== WORK TO COMPLETE ==
Provide a single number: the count of lines containing the string "styles".

-=-=-

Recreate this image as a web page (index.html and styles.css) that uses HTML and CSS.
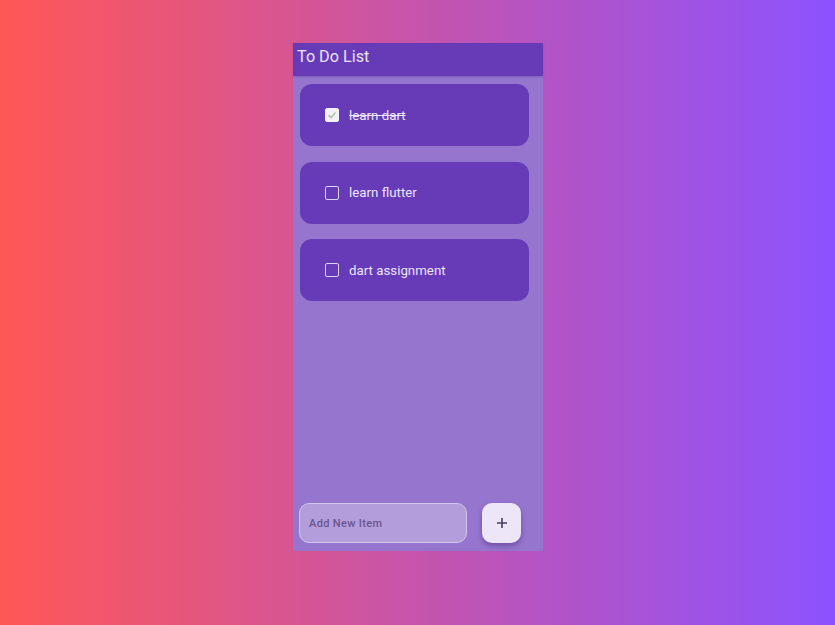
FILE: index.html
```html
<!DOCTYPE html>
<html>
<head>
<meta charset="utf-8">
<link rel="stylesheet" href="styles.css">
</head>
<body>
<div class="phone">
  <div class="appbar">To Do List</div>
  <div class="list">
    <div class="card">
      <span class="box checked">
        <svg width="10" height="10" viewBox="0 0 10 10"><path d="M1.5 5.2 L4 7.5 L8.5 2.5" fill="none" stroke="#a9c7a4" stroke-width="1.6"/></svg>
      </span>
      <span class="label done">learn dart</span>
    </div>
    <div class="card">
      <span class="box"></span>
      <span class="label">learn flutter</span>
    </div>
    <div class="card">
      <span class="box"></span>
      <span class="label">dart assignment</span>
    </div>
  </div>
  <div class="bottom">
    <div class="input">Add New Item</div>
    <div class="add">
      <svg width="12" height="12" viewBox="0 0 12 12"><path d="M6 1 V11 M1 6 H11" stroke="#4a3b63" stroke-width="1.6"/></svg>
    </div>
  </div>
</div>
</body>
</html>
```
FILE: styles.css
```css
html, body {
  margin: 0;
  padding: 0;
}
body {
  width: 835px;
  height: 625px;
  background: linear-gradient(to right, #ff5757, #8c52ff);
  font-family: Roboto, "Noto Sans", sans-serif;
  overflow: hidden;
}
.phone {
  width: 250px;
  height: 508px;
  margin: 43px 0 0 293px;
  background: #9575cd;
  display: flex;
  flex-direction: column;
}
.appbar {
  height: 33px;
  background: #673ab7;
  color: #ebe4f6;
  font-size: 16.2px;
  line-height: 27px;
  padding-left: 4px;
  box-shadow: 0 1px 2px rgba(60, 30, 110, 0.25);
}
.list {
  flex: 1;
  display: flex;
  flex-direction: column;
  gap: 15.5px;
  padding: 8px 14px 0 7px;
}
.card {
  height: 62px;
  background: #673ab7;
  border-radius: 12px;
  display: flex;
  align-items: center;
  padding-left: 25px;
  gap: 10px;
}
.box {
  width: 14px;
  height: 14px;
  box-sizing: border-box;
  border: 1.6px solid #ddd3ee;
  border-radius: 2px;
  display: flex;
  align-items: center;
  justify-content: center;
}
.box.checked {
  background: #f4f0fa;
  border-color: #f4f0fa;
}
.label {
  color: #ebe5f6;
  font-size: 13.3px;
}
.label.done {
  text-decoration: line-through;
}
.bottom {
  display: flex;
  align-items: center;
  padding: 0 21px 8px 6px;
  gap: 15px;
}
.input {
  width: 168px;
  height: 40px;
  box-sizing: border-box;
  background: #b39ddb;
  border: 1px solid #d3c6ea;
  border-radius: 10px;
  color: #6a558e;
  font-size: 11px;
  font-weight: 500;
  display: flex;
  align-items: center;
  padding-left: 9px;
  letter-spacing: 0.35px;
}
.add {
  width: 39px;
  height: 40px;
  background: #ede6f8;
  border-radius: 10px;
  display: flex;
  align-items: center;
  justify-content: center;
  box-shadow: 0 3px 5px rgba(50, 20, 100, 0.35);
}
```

-=-=-

== ANSWER TO THE PROBLEM ==
3